I have fallen in love with a new European nook–Tallinn, Estonia, a place that most people don’t even know exists. This fog-laden Nevski Cathedral isn’t exactly old, only dating back to about 1894. Built during the Russian occupation of Estonia, it is of course built in the Russian Revival style, giving the city a fairy-tale look (it has been said that it resembles St. Panteleimon’s Cathedral in Kiev. Also as a side-note, I just learned that there used to be an impressive Alexander Nevski Cathedral in my former city of Warsaw, demolished 1920. I lived there 1 year, and this was the first I’ve heard if it! A shame too–it looked beautiful). Not that Tallinn needs too much help at looking beautiful or charming; much of the city walls, towers, and gates have survived the wars, and as a result, the remarkably extensive old town becomes a sea of 800 year-old stone and red-clay roofs lost in the clouds!

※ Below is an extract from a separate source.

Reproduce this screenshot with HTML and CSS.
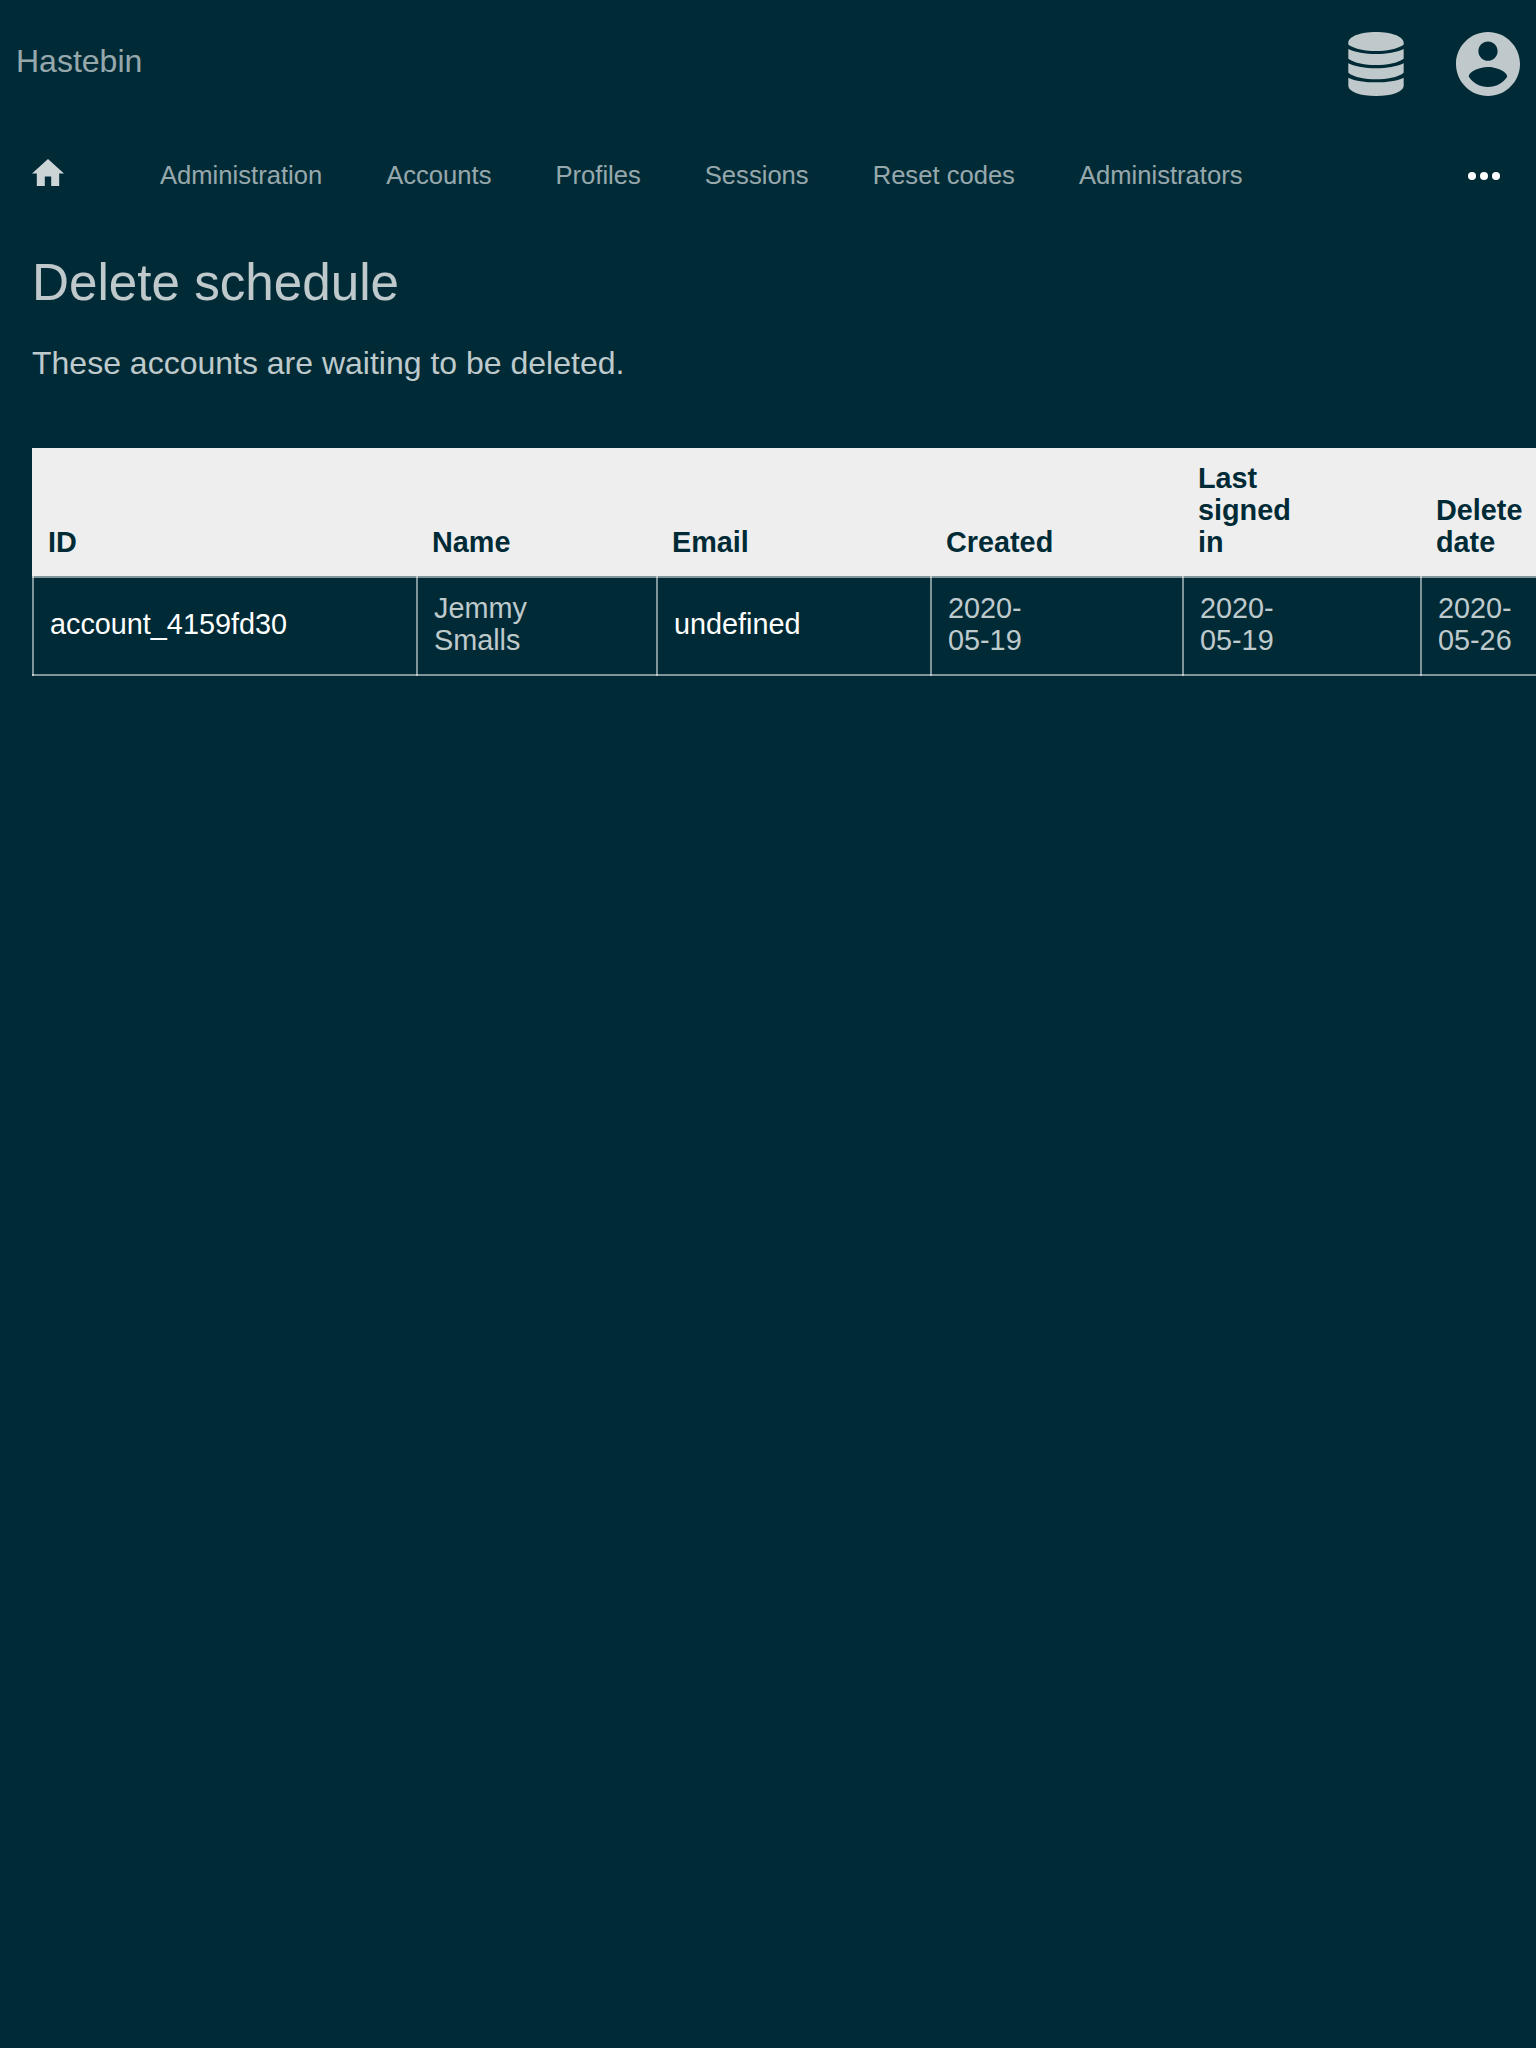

Tallinn is truly straight out of a book of fairy tales!
Liverpool is well-known as home to the Beatles. However, it doesn’t have the best reputation and is often ignored by tourists and Brits alike. Liverpool has its own little gems though – such as Liverpool Cathedral. Although this cathedral is only about 100 years old, it is the second longest cathedral and is just as beautiful as any older building. Liverpool is relatively unique in housing more than one cathedral, joining only a handful of other British cities that also have two cathedrals!